После этого она держала окно закрытым по ночам и изо всех сил старалась создать впечатление, что она не такая уж хрупкая, потому что ей было плохо из-за того, что она заставляет их волноваться.

Много лет спустя Луиза провела черту, соединила точки и покровительственно объяснила Валенсии, что многие из ее навязчивых идей, связанных с чувством вины и самоконтролем, возникли в то время, что ее тревоги были семенами, а скрытность и подавление – почвой.

– Интересно, – говорила она, используя салфетку, чтобы вытереть недавно обнаруженное пятно на столе. – Ты так не думаешь, Валенсия?

Но Валенсия не думала, что это интересно.
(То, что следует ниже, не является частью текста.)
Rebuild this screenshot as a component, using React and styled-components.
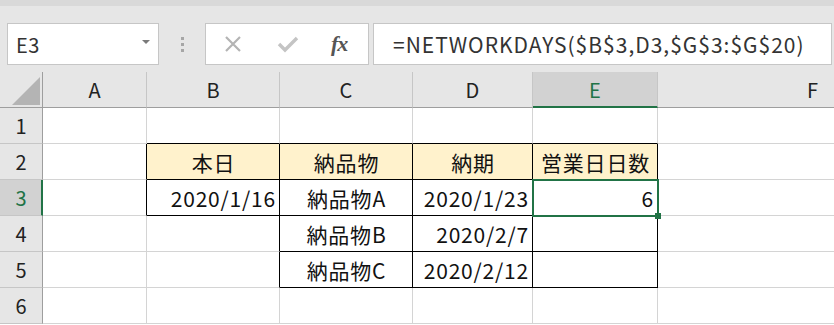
import React from "react";
import styled, { createGlobalStyle } from "styled-components";

const GlobalStyle = createGlobalStyle`
  html, body {
    margin: 0;
    padding: 0;
    background: #ffffff;
  }
  body {
    font-family: "Noto Sans CJK JP", "Noto Sans", sans-serif;
  }
`;

const GREEN = "#217346";
const GRID = "#d4d4d4";

const Page = styled.div`
  width: 834px;
  height: 325px;
  overflow: hidden;
  background: #ffffff;
`;

const Toolbar = styled.div`
  display: flex;
  align-items: center;
  height: 72px;
  box-sizing: border-box;
  padding: 10px 0 0 7px;
  background: #e6e6e6;
  border-top: 6px solid #d9d9d9;
`;

const NameBox = styled.div`
  width: 152px;
  height: 42px;
  box-sizing: border-box;
  background: #fff;
  border: 1px solid #c6c6c6;
  display: flex;
  align-items: center;
  justify-content: space-between;
  padding: 0 8px 0 8px;
  font-size: 20px;
  letter-spacing: 0.5px;
  color: #333;
`;

const DropArrow = styled.span`
  width: 0;
  height: 0;
  border-left: 4px solid transparent;
  border-right: 4px solid transparent;
  border-top: 4px solid #7a7a7a;
  margin-top: -4px;
`;

const Grip = styled.div`
  width: 46px;
  display: flex;
  flex-direction: column;
  align-items: center;
  gap: 3px;
  span {
    width: 3px;
    height: 3px;
    background: #a6a6a6;
  }
`;

const ButtonBox = styled.div`
  width: 164px;
  height: 42px;
  box-sizing: border-box;
  background: #fff;
  border: 1px solid #c6c6c6;
  display: flex;
  align-items: center;
  padding-left: 17px;
  gap: 34px;
`;

const Fx = styled.span`
  font-family: "Liberation Serif", "DejaVu Serif", serif;
  font-style: italic;
  font-weight: bold;
  font-size: 22px;
  color: #555;
  letter-spacing: -1px;
  margin-left: -2px;
`;

const FormulaBox = styled.div`
  width: 459px;
  height: 42px;
  margin-left: 4px;
  box-sizing: border-box;
  background: #fff;
  border: 1px solid #c6c6c6;
  display: flex;
  align-items: center;
  padding-left: 19px;
  font-size: 21px;
  letter-spacing: 1px;
  color: #333;
  white-space: nowrap;
`;

const Sheet = styled.div`
  display: grid;
  grid-template-columns: 43px 104px 133px 133px 120px 125px 310px;
  grid-auto-rows: 36px;
  width: 834px;
  overflow: hidden;
`;

const Corner = styled.div`
  background: #e6e6e6;
  border-right: 1px solid #9e9e9e;
  border-bottom: 1px solid #9e9e9e;
  display: flex;
  align-items: flex-end;
  justify-content: flex-end;
  padding: 0 2px 2px 0;
`;

const ColHead = styled.div`
  box-sizing: border-box;
  background: ${(p) => (p.$active ? "#d2d2d2" : "#e6e6e6")};
  border-right: 1px solid #c6c6c6;
  border-bottom: ${(p) => (p.$active ? `2px solid ${GREEN}` : "1px solid #9e9e9e")};
  color: ${(p) => (p.$active ? GREEN : "#222")};
  font-size: 20px;
  display: flex;
  align-items: center;
  justify-content: center;
  padding-top: ${(p) => (p.$active ? "1px" : "0")};
`;

const RowHead = styled.div`
  box-sizing: border-box;
  background: ${(p) => (p.$active ? "#d2d2d2" : "#e6e6e6")};
  border-right: ${(p) => (p.$active ? `2px solid ${GREEN}` : "1px solid #9e9e9e")};
  border-bottom: 1px solid #c6c6c6;
  color: ${(p) => (p.$active ? GREEN : "#222")};
  font-size: 20px;
  display: flex;
  align-items: center;
  justify-content: center;
  padding-left: ${(p) => (p.$active ? "1px" : "0")};
`;

const Cell = styled.div`
  position: relative;
  box-sizing: border-box;
  background: ${(p) => p.$bg || "#fff"};
  border-right: 1px solid ${(p) => p.$rc};
  border-bottom: 1px solid ${(p) => p.$bc};
  font-size: 21px;
  letter-spacing: 0.8px;
  color: #111;
  display: flex;
  align-items: center;
  justify-content: ${(p) =>
    p.$align === "right" ? "flex-end" : p.$align === "center" ? "center" : "flex-start"};
  padding: 0 3px 0 4px;
  white-space: nowrap;
`;

const Selection = styled.div`
  position: absolute;
  z-index: 2;
  top: -1px;
  left: -1px;
  right: -2px;
  bottom: -2px;
  border: 2px solid ${GREEN};
  pointer-events: none;
`;

const FillHandle = styled.div`
  position: absolute;
  right: -4px;
  bottom: -4px;
  width: 6px;
  height: 6px;
  background: ${GREEN};
`;

const cols = ["A", "B", "C", "D", "E", "F"];

const data = {
  2: {
    B: { v: "本日", a: "center" },
    C: { v: "納品物", a: "center" },
    D: { v: "納期", a: "center" },
    E: { v: "営業日日数", a: "center" },
  },
  3: {
    B: { v: "2020/1/16", a: "right" },
    C: { v: "納品物A", a: "center" },
    D: { v: "2020/1/23", a: "right" },
    E: { v: "6", a: "right" },
  },
  4: {
    C: { v: "納品物B", a: "center" },
    D: { v: "2020/2/7", a: "right" },
  },
  5: {
    C: { v: "納品物C", a: "center" },
    D: { v: "2020/2/12", a: "right" },
  },
};

const bordered = (r, c) => {
  const ci = cols.indexOf(c);
  if (r >= 2 && r <= 3 && ci >= 1 && ci <= 4) return true;
  if (r >= 4 && r <= 5 && ci >= 2 && ci <= 4) return true;
  return false;
};

function SheetCells() {
  const rows = [1, 2, 3, 4, 5, 6];
  return rows.map((r) => (
    <React.Fragment key={r}>
      <RowHead $active={r === 3}>{r}</RowHead>
      {cols.map((c, i) => {
        const cell = (data[r] && data[r][c]) || {};
        const right = cols[i + 1];
        const rc = bordered(r, c) || (right && bordered(r, right)) ? "#000" : GRID;
        const bc = bordered(r, c) || bordered(r + 1, c) ? "#000" : GRID;
        const active = r === 3 && c === "E";
        return (
          <Cell
            key={c}
            $rc={rc}
            $bc={bc}
            $align={cell.a}
            $bg={r === 2 && bordered(r, c) ? "#fff2cc" : undefined}
          >
            {cell.v}
            {active && (
              <Selection>
                <FillHandle />
              </Selection>
            )}
          </Cell>
        );
      })}
    </React.Fragment>
  ));
}

export default function App() {
  return (
    <Page>
      <GlobalStyle />
      <Toolbar>
        <NameBox>
          E3
          <DropArrow />
        </NameBox>
        <Grip>
          <span />
          <span />
          <span />
        </Grip>
        <ButtonBox>
          <svg width="20" height="20" viewBox="0 0 20 20">
            <path d="M3 3 L17 17 M17 3 L3 17" stroke="#b4b4b4" strokeWidth="2.2" fill="none" />
          </svg>
          <svg width="22" height="20" viewBox="0 0 22 20">
            <path d="M2 10 L8 16 L20 4" stroke="#c4c4c4" strokeWidth="3.4" fill="none" />
          </svg>
          <Fx>fx</Fx>
        </ButtonBox>
        <FormulaBox>=NETWORKDAYS($B$3,D3,$G$3:$G$20)</FormulaBox>
      </Toolbar>
      <Sheet>
        <Corner>
          <svg width="28" height="28" viewBox="0 0 28 28">
            <polygon points="0,28 28,28 28,0" fill="#b4b4b4" />
          </svg>
        </Corner>
        {cols.map((c) => (
          <ColHead key={c} $active={c === "E"}>
            {c}
          </ColHead>
        ))}
        <SheetCells />
      </Sheet>
    </Page>
  );
}
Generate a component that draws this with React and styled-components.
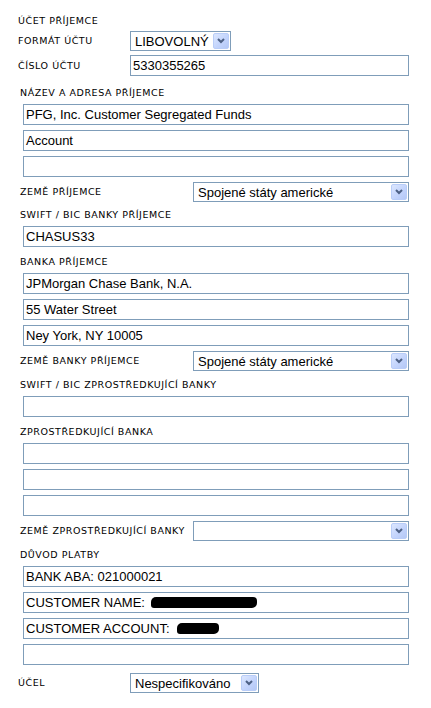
import React from 'react';
import styled, { createGlobalStyle } from 'styled-components';

const GlobalStyle = createGlobalStyle`
  body {
    margin: 0;
    background: #ffffff;
  }
`;

const Page = styled.div`
  width: 431px;
  height: 708px;
  padding-top: 15px;
  box-sizing: border-box;
  font-family: "Liberation Sans", Arial, sans-serif;
  color: #000;
`;

const Heading = styled.div`
  margin-left: 18px;
  height: 12px;
  line-height: 12px;
  font: 9.5px "DejaVu Sans", Verdana, sans-serif;
  letter-spacing: 0.55px;
`;

const FormGrid = styled.div`
  display: grid;
  grid-template-columns: 112px 279px;
  row-gap: 4px;
  align-items: center;
  margin: ${p => p.$top || 4}px 0 0 18px;
`;

const Label = styled.div`
  font: 9.5px "DejaVu Sans", Verdana, sans-serif;
  letter-spacing: 0.55px;
  line-height: 12px;
  white-space: nowrap;
`;

const SectionTitle = styled(Label)`
  margin-left: 20px;
  padding: ${p => p.$top}px 0 5px;
  height: 12px;
`;

const FieldStack = styled.div`
  display: flex;
  flex-direction: column;
  gap: 5px;
  margin-left: 23px;
  width: 386px;
`;

const Field = styled.div`
  box-sizing: border-box;
  height: 21px;
  width: ${p => (p.$w ? `${p.$w}px` : '100%')};
  border: 1px solid #7f9db9;
  background: #fff;
  padding-left: 2px;
  display: flex;
  align-items: center;
  font-size: 13px;
  white-space: pre;
`;

const Blob = styled.span`
  display: inline-block;
  width: ${p => p.$w}px;
  height: 11px;
  margin-left: ${p => p.$ml || 2}px;
  background: #000;
  border-radius: 5px 4px 5px 3px;
`;

const SelectBox = styled.div`
  box-sizing: border-box;
  height: 20px;
  width: ${p => p.$w}px;
  border: 1px solid #7f9db9;
  background: #fff;
  display: flex;
  align-items: center;
  padding: 0 1px 0 4px;
  font-size: 13px;
`;

const SelectValue = styled.span`
  flex: 1;
  white-space: nowrap;
  overflow: hidden;
`;

const ArrowButton = styled.span`
  box-sizing: border-box;
  width: 16px;
  height: 16px;
  border: 1px solid #b9cdf8;
  border-radius: 2px;
  background: linear-gradient(135deg, #dce7fe 0%, #c3d4fc 55%, #b4c8f6 100%);
  display: flex;
  align-items: center;
  justify-content: center;
`;

const CountryRow = styled.div`
  display: flex;
  align-items: center;
  margin: 5px 0 0 20px;
  width: 389px;
`;

const CountryLabel = styled(Label)`
  flex: 1;
`;

const Chevron = () => (
  <svg width="8" height="6" viewBox="0 0 8 6">
    <polyline points="1,1 4,4 7,1" fill="none" stroke="#4d6185" strokeWidth="2" />
  </svg>
);

const Select = ({ value, w }) => (
  <SelectBox $w={w}>
    <SelectValue>{value}</SelectValue>
    <ArrowButton><Chevron /></ArrowButton>
  </SelectBox>
);

const App = () => {
  return (
    <Page>
      <GlobalStyle />
      <Heading>ÚČET PŘÍJEMCE</Heading>
      <FormGrid>
        <Label>FORMÁT ÚČTU</Label>
        <Select value="LIBOVOLNÝ" w={101} />
        <Label>ČÍSLO ÚČTU</Label>
        <Field $w={279}>5330355265</Field>
      </FormGrid>

      <SectionTitle $top={11}>NÁZEV A ADRESA PŘÍJEMCE</SectionTitle>
      <FieldStack>
        <Field>PFG, Inc. Customer Segregated Funds</Field>
        <Field>Account</Field>
        <Field />
      </FieldStack>
      <CountryRow>
        <CountryLabel>ZEMĚ PŘÍJEMCE</CountryLabel>
        <Select value="Spojené státy americké" w={216} />
      </CountryRow>

      <SectionTitle $top={7}>SWIFT / BIC BANKY PŘÍJEMCE</SectionTitle>
      <FieldStack>
        <Field>CHASUS33</Field>
      </FieldStack>

      <SectionTitle $top={9}>BANKA PŘÍJEMCE</SectionTitle>
      <FieldStack>
        <Field>JPMorgan Chase Bank, N.A.</Field>
        <Field>55 Water Street</Field>
        <Field>Ney York, NY 10005</Field>
      </FieldStack>
      <CountryRow>
        <CountryLabel>ZEMĚ BANKY PŘÍJEMCE</CountryLabel>
        <Select value="Spojené státy americké" w={216} />
      </CountryRow>

      <SectionTitle $top={8}>SWIFT / BIC ZPROSTŘEDKUJÍCÍ BANKY</SectionTitle>
      <FieldStack>
        <Field />
      </FieldStack>

      <SectionTitle $top={9}>ZPROSTŘEDKUJÍCÍ BANKA</SectionTitle>
      <FieldStack>
        <Field />
        <Field />
        <Field />
      </FieldStack>
      <CountryRow>
        <CountryLabel>ZEMĚ ZPROSTŘEDKUJÍCÍ BANKY</CountryLabel>
        <Select value="" w={216} />
      </CountryRow>

      <SectionTitle $top={8}>DŮVOD PLATBY</SectionTitle>
      <FieldStack>
        <Field>BANK ABA: 021000021</Field>
        <Field>CUSTOMER NAME: <Blob $w={106} $ml={0} /></Field>
        <Field>CUSTOMER ACCOUNT:<Blob $w={42} $ml={7} /></Field>
        <Field />
      </FieldStack>

      <FormGrid $top={8}>
        <Label>ÚČEL</Label>
        <Select value="Nespecifikováno" w={129} />
      </FormGrid>
    </Page>
  );
};

export default App;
Она уже установила связи. Луиза, казалось, исходила из предположения, что Валенсия никогда не занималась самоанализом, что было, конечно, абсурдно. Валенсия занималась почти исключительно копанием в себе.

Сидя в машине Грейс, Валенсия провела черту от того воспоминания до стыда, который испытывала сейчас.

Она чувствовала себя нищенкой, стоящей на углу улицы со шляпой на тротуаре. Только вместо монет коллеги, проходя мимо, великодушно бросали ей свои досужие суждения. Она сидела прямо, положив обе руки на колени – сначала пробовала опустить их и держать спокойно и непринужденно, как Грейс, но сутулость, по-видимому, была искусством, и на Валенсии, похоже, лежало проклятие одной из тех матерей, которые одергивали своих детей – Сядь прямо! – при малейшей попытке согнуть позвоночник. Когда она пыталась сутулиться, то выглядела больной или старой, какой угодно, только не расслабленной. Придется попрактиковаться в сутулости дома, перед зеркалом.